→ **Task objective**: Extract, in full, the lines below, beginning at the first and ending with the line that contains "box-shadow: inset 0 0 0 1px rgba(255, 220, 210, 0.6);". Pictures do not belong in the copy.

================

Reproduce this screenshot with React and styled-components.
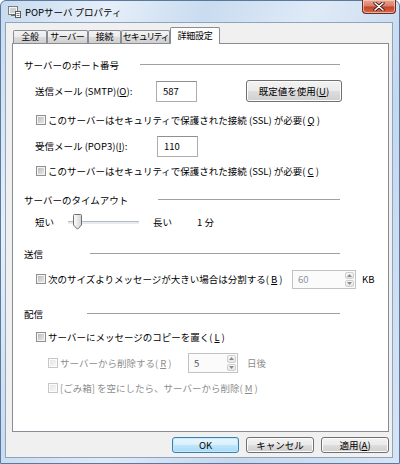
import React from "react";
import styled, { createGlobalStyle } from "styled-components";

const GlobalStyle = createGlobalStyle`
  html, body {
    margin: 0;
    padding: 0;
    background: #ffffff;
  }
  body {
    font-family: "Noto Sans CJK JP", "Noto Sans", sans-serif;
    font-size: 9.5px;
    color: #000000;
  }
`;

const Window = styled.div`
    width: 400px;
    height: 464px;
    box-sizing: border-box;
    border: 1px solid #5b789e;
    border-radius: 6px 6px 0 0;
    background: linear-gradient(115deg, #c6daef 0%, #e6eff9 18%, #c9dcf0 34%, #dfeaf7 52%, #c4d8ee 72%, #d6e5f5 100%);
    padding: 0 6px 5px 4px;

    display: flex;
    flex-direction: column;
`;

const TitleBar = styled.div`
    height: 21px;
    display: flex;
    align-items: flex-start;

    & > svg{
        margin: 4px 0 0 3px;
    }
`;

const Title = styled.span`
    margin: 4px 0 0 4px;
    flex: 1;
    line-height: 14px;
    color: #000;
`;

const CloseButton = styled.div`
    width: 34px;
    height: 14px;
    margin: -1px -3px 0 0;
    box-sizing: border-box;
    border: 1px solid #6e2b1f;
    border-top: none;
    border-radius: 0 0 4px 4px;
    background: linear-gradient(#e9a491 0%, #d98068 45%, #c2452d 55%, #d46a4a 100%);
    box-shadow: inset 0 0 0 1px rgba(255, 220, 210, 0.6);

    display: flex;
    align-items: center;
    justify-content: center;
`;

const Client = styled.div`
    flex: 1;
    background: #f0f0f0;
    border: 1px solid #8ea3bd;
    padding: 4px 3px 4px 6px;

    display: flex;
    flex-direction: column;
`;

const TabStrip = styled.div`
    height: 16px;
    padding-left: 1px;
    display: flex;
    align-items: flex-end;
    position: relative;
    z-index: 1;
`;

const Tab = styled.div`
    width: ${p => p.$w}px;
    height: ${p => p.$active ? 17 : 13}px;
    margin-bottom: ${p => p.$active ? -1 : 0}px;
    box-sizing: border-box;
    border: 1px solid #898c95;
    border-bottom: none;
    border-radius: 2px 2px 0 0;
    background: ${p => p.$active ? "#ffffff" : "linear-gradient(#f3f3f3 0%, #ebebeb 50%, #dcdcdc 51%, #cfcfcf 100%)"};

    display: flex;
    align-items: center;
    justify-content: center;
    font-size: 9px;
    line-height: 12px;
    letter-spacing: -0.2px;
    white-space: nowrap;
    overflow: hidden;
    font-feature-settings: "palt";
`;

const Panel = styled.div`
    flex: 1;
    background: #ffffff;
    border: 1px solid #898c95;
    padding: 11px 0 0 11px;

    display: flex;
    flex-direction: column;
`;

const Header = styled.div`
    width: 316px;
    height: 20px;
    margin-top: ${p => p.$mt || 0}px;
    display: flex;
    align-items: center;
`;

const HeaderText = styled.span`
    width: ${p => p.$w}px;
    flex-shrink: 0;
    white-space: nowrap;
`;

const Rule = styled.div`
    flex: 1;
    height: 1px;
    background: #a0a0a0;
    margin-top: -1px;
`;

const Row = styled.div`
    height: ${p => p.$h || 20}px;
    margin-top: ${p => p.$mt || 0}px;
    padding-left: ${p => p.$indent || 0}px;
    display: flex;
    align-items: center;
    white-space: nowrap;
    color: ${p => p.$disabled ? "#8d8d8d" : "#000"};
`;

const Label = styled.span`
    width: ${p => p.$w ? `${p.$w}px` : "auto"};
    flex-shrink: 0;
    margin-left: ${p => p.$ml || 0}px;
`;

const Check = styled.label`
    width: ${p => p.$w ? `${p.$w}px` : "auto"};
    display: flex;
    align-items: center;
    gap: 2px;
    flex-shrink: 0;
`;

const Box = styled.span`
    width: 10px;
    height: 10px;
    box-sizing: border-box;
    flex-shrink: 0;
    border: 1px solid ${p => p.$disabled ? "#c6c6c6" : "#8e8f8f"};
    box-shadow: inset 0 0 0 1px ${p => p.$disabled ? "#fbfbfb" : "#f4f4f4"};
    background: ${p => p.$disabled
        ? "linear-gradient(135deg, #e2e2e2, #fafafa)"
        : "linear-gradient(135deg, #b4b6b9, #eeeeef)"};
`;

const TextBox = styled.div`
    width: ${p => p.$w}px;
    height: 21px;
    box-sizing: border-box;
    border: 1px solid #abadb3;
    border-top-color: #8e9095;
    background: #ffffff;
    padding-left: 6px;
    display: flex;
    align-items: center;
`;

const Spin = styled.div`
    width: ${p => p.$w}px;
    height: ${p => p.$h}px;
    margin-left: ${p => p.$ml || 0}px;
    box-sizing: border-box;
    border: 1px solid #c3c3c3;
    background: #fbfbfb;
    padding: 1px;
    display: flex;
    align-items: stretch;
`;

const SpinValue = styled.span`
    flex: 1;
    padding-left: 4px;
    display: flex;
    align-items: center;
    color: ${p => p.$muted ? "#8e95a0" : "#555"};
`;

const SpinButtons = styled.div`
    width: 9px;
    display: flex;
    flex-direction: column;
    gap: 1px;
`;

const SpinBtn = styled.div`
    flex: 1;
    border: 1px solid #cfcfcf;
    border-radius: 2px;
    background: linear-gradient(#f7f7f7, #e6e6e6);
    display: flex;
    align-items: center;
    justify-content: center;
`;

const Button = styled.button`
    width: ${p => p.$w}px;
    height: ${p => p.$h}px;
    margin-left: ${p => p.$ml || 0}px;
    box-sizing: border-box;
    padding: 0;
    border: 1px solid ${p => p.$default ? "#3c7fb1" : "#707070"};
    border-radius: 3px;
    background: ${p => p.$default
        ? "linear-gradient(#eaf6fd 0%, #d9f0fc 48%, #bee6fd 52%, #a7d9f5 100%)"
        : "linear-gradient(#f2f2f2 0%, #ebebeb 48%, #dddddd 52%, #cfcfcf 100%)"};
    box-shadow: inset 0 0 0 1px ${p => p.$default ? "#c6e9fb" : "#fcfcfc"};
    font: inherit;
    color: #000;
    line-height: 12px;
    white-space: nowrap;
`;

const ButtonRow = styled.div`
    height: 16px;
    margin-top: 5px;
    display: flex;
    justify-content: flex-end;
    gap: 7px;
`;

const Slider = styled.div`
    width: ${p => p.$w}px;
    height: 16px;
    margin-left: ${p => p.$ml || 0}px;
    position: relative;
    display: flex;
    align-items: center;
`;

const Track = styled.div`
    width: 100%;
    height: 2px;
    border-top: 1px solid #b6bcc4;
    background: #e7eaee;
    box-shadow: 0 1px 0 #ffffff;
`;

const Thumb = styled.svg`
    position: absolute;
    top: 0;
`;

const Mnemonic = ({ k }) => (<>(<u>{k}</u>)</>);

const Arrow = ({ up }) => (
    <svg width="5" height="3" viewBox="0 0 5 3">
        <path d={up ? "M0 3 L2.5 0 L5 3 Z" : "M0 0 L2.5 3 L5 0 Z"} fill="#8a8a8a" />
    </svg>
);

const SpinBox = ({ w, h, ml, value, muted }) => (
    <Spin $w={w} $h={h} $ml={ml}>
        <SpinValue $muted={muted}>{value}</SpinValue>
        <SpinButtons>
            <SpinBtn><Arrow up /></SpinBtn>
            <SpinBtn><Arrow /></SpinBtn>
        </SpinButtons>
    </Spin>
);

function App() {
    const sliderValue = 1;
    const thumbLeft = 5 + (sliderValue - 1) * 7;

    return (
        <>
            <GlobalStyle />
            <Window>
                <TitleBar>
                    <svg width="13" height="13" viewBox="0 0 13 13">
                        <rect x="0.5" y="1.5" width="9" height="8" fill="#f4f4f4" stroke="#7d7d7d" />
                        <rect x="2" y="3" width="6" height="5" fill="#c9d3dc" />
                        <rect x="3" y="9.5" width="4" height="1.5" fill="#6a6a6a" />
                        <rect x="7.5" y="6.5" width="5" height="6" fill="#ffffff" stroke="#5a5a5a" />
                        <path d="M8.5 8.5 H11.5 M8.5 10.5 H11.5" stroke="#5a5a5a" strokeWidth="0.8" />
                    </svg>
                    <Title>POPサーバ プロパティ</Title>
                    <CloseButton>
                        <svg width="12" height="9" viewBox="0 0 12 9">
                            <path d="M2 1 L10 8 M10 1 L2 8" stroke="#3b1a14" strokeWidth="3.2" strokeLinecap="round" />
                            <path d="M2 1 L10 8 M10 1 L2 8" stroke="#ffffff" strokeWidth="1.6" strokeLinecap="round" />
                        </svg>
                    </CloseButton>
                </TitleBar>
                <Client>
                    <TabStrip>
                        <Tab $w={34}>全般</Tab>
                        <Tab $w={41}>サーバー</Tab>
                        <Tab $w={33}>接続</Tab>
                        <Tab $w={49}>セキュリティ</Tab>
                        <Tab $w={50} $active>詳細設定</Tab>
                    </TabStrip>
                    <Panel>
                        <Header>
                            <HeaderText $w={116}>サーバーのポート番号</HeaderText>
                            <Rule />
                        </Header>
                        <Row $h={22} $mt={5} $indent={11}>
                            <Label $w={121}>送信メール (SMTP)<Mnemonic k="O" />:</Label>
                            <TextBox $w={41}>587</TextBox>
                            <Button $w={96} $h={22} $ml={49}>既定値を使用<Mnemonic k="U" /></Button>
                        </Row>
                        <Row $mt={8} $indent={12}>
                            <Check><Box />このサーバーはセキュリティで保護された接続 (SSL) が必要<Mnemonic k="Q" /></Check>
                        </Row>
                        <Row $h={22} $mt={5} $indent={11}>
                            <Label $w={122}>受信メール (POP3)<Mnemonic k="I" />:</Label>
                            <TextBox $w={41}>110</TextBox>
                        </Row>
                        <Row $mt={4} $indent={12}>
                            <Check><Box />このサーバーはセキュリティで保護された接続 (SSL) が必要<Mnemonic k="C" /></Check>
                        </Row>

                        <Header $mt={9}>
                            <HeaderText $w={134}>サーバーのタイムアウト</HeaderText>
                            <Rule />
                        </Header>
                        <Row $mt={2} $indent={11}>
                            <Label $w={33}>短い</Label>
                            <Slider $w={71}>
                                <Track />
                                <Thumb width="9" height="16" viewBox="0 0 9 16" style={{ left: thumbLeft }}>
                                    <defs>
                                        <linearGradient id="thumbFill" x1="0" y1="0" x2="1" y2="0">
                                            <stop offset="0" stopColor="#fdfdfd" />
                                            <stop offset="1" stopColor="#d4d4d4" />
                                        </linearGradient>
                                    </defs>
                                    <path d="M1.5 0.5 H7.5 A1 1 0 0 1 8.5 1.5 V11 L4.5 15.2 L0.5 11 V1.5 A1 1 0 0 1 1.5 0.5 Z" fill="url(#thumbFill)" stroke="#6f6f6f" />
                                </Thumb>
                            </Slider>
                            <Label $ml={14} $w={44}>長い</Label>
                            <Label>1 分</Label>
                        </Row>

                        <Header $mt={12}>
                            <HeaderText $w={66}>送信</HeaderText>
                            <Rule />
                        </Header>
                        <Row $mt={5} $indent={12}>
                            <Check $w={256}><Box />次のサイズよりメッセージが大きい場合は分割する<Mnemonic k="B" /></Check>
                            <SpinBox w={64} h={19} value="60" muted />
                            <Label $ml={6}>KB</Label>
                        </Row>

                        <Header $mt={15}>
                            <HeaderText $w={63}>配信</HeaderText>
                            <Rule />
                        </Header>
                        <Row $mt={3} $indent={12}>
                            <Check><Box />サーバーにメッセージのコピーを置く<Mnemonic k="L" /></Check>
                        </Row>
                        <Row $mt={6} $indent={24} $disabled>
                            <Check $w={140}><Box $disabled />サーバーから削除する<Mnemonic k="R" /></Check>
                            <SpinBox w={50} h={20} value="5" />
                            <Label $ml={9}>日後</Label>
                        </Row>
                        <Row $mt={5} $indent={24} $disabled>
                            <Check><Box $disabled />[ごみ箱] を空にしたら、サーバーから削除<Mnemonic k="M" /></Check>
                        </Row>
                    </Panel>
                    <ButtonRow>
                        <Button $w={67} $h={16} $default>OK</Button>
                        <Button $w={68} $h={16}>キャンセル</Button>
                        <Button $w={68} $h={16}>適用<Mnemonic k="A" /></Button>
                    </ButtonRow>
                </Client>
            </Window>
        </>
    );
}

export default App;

================

→ **Task output**:
Reproduce this screenshot with React and styled-components.
import React from "react";
import styled, { createGlobalStyle } from "styled-components";

const GlobalStyle = createGlobalStyle`
  html, body {
    margin: 0;
    padding: 0;
    background: #ffffff;
  }
  body {
    font-family: "Noto Sans CJK JP", "Noto Sans", sans-serif;
    font-size: 9.5px;
    color: #000000;
  }
`;

const Window = styled.div`
    width: 400px;
    height: 464px;
    box-sizing: border-box;
    border: 1px solid #5b789e;
    border-radius: 6px 6px 0 0;
    background: linear-gradient(115deg, #c6daef 0%, #e6eff9 18%, #c9dcf0 34%, #dfeaf7 52%, #c4d8ee 72%, #d6e5f5 100%);
    padding: 0 6px 5px 4px;

    display: flex;
    flex-direction: column;
`;

const TitleBar = styled.div`
    height: 21px;
    display: flex;
    align-items: flex-start;

    & > svg{
        margin: 4px 0 0 3px;
    }
`;

const Title = styled.span`
    margin: 4px 0 0 4px;
    flex: 1;
    line-height: 14px;
    color: #000;
`;

const CloseButton = styled.div`
    width: 34px;
    height: 14px;
    margin: -1px -3px 0 0;
    box-sizing: border-box;
    border: 1px solid #6e2b1f;
    border-top: none;
    border-radius: 0 0 4px 4px;
    background: linear-gradient(#e9a491 0%, #d98068 45%, #c2452d 55%, #d46a4a 100%);
    box-shadow: inset 0 0 0 1px rgba(255, 220, 210, 0.6);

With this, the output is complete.